イヴ・サンローランは1936年、フランス領アルジェリアのオランに生まれ、幼少期をその地の家で女性たちに囲まれて過ごしました。デッサンの才能に恵まれ、1955年にパリに出ると、クリスチャン・ディオール(1905-1957)のアシスタントの職を得て、1957年にディオールが突然亡くなると、サンローランがその跡を継ぐことになります。若干21歳、サンローランは一夜にして世界にその名を知られたもっとも若い服飾デザイナーとなったのです。そして1960年、サンローランは自身のメゾンを設立するため、名高いディオールのもとを離れ、翌61年に自らの名を冠したメゾンをオープンさせました。その背景には、彼のパートナー、ピエール・ベルジェの愛と支えがありました。ふたりのパートナーシップは今や伝説的ですが、イヴはクリエーション、ピエールはマネージメントを担い、力を合わせてメゾンを発展させていきました。メゾンのコレクションは、毎シーズン、大きな成功を収めました。

女性の解放、そして社会進出と時を同じくして登場したサンローランは、モードの古い規範を完全に断ち切ります。女性に男性の衣服を着る権限を与えることで、女性に自信と力を授けたのです。 1966年秋冬コレクションの「スモーキング」、1968年春夏コレクションの「サファリジャケット」、1968年秋冬の「ジャンプスーツ」といったサンローランのアイコンとなる作品は、美術館の1階の黒い壁の薄暗い部屋に入るとすぐに目に入ります。しかし、照明によって私たちの注意を引くのはモデル(型)の展示です。右手には、サンローランの最初のオートクチュールコレクション、1962年春夏コレクションの代表的な作品がいくつかあるのが分かります。

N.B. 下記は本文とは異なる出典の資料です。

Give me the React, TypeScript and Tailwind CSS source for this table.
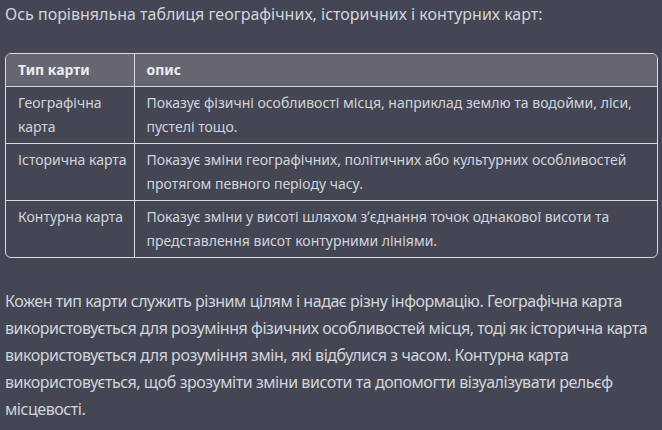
import React from 'react';

const rows = [
  {
    type: ['Географічна', 'карта'],
    desc: ['Показує фізичні особливості місця, наприклад землю та водойми, ліси,', 'пустелі тощо.'],
  },
  {
    type: ['Історична карта'],
    desc: ['Показує зміни географічних, політичних або культурних особливостей', 'протягом певного періоду часу.'],
  },
  {
    type: ['Контурна карта'],
    desc: ['Показує зміни у висоті шляхом з\u02BCєднання точок однакової висоти та', 'представлення висот контурними лініями.'],
  },
];

const summary = [
  'Кожен тип карти служить різним цілям і надає різну інформацію. Географічна карта',
  'використовується для розуміння фізичних особливостей місця, тоді як історична карта',
  'використовується для розуміння змін, які відбулися з часом. Контурна карта',
  'використовується, щоб зрозуміти зміни висоти та допомогти візуалізувати рельєф',
  'місцевості.',
];

export default function App() {
  return (
    <div
      className="w-[662px] h-[430px] overflow-hidden bg-[#444654] text-[#d1d5db] px-[5px]"
      style={{ fontFamily: '"Noto Sans", "Open Sans", sans-serif' }}
    >
      <p className="text-[16px] leading-[28px] whitespace-nowrap">
        Ось порівняльна таблиця географічних, історичних і контурних карт:
      </p>

      {/* comparison table */}
      <div className="mt-[25px] w-[653px] border border-[#d9d9e3] rounded-md overflow-hidden">
        <table className="w-full table-fixed border-collapse text-[14px] leading-[24px]">
          <colgroup>
            <col className="w-[128px]" />
            <col />
          </colgroup>
          <thead>
            <tr className="bg-[#656672]">
              <th className="px-3 py-1 text-left font-bold text-[#ececf1] border-r border-b border-[#d9d9e3]">
                Тип карти
              </th>
              <th className="px-3 py-1 text-left font-bold text-[#ececf1] border-b border-[#d9d9e3]">опис</th>
            </tr>
          </thead>
          <tbody>
            {rows.map((row, i) => (
              <tr key={i}>
                <td
                  className={`px-3 py-1 align-top border-r border-[#d9d9e3] ${i < rows.length - 1 ? 'border-b' : ''}`}
                >
                  {row.type.map((t) => (
                    <div key={t} className="whitespace-nowrap">{t}</div>
                  ))}
                  {row.type.length === 1 && <div>&nbsp;</div>}
                </td>
                <td className={`px-3 py-1 align-top border-[#d9d9e3] ${i < rows.length - 1 ? 'border-b' : ''}`}>
                  {row.desc.map((d) => (
                    <div key={d} className="whitespace-nowrap">{d}</div>
                  ))}
                </td>
              </tr>
            ))}
          </tbody>
        </table>
      </div>

      <p className="mt-[30px] text-[16px] leading-[27px] tracking-[-0.45px]">
        {summary.map((line) => (
          <span key={line} className="block whitespace-nowrap">{line}</span>
        ))}
      </p>
    </div>
  );
}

春夏コレクションは1月に、秋冬コレクションは7月に発表され、毎回100点ほどの作品とアクセサリー類からなり、すべてサンローラン自身によって選ばれています。また、朝から晩までの1日のそれぞれの時間に合った服があるということにも注目しましょう。とりわけ、マリンブルーのウール地の「最初のピーコート」は、もともと船乗り用の外套で、サンローランはそれにアクセサリーのような大きな金ボタンをつけて女性らしさを出しています。シンプルなものを好むサンローランの趣向は、1962年のスカートスーツの無駄を削ぎ落した直線的なカットから、1962年秋冬の丈の短いイブニングドレス「ノルマンディーのブラウス」のようなフォーマルなドレスまで、あらゆる作品に表れています。